EXERCISE INSTRUCTIONS: Make an exact transcription of the material, leaving out all images.

PROVIDED DATA:
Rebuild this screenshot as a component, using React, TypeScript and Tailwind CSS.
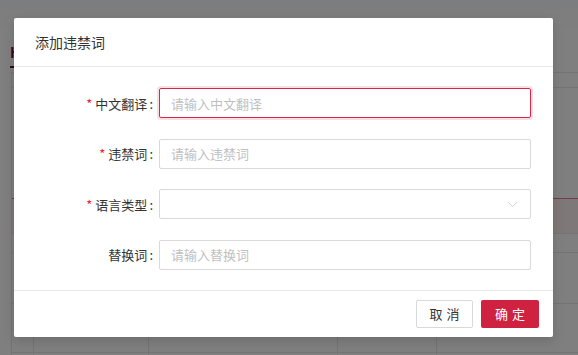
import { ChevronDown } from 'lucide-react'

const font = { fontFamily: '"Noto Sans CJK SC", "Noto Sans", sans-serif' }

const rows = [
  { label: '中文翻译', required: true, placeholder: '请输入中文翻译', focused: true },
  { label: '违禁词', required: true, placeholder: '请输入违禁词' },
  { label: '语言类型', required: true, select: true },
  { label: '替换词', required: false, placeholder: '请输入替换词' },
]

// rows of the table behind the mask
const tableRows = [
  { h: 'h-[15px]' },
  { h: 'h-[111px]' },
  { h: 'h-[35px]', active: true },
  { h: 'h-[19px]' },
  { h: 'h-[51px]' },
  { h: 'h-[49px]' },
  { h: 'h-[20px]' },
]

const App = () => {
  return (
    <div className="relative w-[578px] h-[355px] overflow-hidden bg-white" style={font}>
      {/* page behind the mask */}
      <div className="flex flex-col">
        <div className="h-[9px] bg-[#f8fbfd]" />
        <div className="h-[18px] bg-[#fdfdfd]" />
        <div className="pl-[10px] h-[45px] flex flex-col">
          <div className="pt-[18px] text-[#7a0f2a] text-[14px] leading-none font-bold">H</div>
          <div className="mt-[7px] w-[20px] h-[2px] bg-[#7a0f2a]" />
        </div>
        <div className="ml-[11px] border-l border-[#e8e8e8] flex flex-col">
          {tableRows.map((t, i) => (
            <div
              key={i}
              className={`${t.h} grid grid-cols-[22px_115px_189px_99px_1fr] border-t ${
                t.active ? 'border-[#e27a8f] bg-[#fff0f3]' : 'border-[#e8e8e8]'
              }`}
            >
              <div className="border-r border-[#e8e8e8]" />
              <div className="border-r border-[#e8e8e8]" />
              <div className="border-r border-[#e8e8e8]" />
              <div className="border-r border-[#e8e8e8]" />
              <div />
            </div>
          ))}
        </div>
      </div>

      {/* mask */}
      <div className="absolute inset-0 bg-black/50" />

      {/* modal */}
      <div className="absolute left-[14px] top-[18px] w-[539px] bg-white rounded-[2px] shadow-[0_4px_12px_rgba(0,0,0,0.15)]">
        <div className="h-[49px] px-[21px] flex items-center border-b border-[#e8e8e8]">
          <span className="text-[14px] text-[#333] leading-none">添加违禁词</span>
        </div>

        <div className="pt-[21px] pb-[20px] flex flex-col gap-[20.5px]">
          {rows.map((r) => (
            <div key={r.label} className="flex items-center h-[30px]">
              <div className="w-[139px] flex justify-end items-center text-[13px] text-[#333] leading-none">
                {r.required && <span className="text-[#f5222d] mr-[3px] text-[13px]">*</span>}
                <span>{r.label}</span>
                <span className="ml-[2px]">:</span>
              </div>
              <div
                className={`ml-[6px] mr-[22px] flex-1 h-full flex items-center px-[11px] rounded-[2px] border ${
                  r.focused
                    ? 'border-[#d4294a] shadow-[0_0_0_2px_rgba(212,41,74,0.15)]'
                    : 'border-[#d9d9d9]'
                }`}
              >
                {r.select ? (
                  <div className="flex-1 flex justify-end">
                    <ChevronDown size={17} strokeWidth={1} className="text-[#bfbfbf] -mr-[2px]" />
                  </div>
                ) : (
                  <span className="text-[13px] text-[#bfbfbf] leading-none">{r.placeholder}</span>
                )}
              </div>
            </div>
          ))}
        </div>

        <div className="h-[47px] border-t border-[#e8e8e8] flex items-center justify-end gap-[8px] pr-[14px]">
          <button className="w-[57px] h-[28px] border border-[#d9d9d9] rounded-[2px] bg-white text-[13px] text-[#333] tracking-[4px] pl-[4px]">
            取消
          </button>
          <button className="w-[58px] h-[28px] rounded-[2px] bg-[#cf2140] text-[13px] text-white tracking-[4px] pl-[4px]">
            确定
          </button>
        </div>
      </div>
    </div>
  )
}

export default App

COMPLETED TASK:
Rebuild this screenshot as a component, using React, TypeScript and Tailwind CSS.
import { ChevronDown } from 'lucide-react'

const font = { fontFamily: '"Noto Sans CJK SC", "Noto Sans", sans-serif' }

const rows = [
  { label: '中文翻译', required: true, placeholder: '请输入中文翻译', focused: true },
  { label: '违禁词', required: true, placeholder: '请输入违禁词' },
  { label: '语言类型', required: true, select: true },
  { label: '替换词', required: false, placeholder: '请输入替换词' },
]

// rows of the table behind the mask
const tableRows = [
  { h: 'h-[15px]' },
  { h: 'h-[111px]' },
  { h: 'h-[35px]', active: true },
  { h: 'h-[19px]' },
  { h: 'h-[51px]' },
  { h: 'h-[49px]' },
  { h: 'h-[20px]' },
]

const App = () => {
  return (
    <div className="relative w-[578px] h-[355px] overflow-hidden bg-white" style={font}>
      {/* page behind the mask */}
      <div className="flex flex-col">
        <div className="h-[9px] bg-[#f8fbfd]" />
        <div className="h-[18px] bg-[#fdfdfd]" />
        <div className="pl-[10px] h-[45px] flex flex-col">
          <div className="pt-[18px] text-[#7a0f2a] text-[14px] leading-none font-bold">H</div>
          <div className="mt-[7px] w-[20px] h-[2px] bg-[#7a0f2a]" />
        </div>
        <div className="ml-[11px] border-l border-[#e8e8e8] flex flex-col">
          {tableRows.map((t, i) => (
            <div
              key={i}
              className={`${t.h} grid grid-cols-[22px_115px_189px_99px_1fr] border-t ${
                t.active ? 'border-[#e27a8f] bg-[#fff0f3]' : 'border-[#e8e8e8]'
              }`}
            >
              <div className="border-r border-[#e8e8e8]" />
              <div className="border-r border-[#e8e8e8]" />
              <div className="border-r border-[#e8e8e8]" />
              <div className="border-r border-[#e8e8e8]" />
              <div />
            </div>
          ))}
        </div>
      </div>

      {/* mask */}
      <div className="absolute inset-0 bg-black/50" />

      {/* modal */}
      <div className="absolute left-[14px] top-[18px] w-[539px] bg-white rounded-[2px] shadow-[0_4px_12px_rgba(0,0,0,0.15)]">
        <div className="h-[49px] px-[21px] flex items-center border-b border-[#e8e8e8]">
          <span className="text-[14px] text-[#333] leading-none">添加违禁词</span>
        </div>

        <div className="pt-[21px] pb-[20px] flex flex-col gap-[20.5px]">
          {rows.map((r) => (
            <div key={r.label} className="flex items-center h-[30px]">
              <div className="w-[139px] flex justify-end items-center text-[13px] text-[#333] leading-none">
                {r.required && <span className="text-[#f5222d] mr-[3px] text-[13px]">*</span>}
                <span>{r.label}</span>
                <span className="ml-[2px]">:</span>
              </div>
              <div
                className={`ml-[6px] mr-[22px] flex-1 h-full flex items-center px-[11px] rounded-[2px] border ${
                  r.focused
                    ? 'border-[#d4294a] shadow-[0_0_0_2px_rgba(212,41,74,0.15)]'
                    : 'border-[#d9d9d9]'
                }`}
              >
                {r.select ? (
                  <div className="flex-1 flex justify-end">
                    <ChevronDown size={17} strokeWidth={1} className="text-[#bfbfbf] -mr-[2px]" />
                  </div>
                ) : (
                  <span className="text-[13px] text-[#bfbfbf] leading-none">{r.placeholder}</span>
                )}
              </div>
            </div>
          ))}
        </div>

        <div className="h-[47px] border-t border-[#e8e8e8] flex items-center justify-end gap-[8px] pr-[14px]">
          <button className="w-[57px] h-[28px] border border-[#d9d9d9] rounded-[2px] bg-white text-[13px] text-[#333] tracking-[4px] pl-[4px]">
            取消
          </button>
          <button className="w-[58px] h-[28px] rounded-[2px] bg-[#cf2140] text-[13px] text-white tracking-[4px] pl-[4px]">
            确定
          </button>
        </div>
      </div>
    </div>
  )
}

export default App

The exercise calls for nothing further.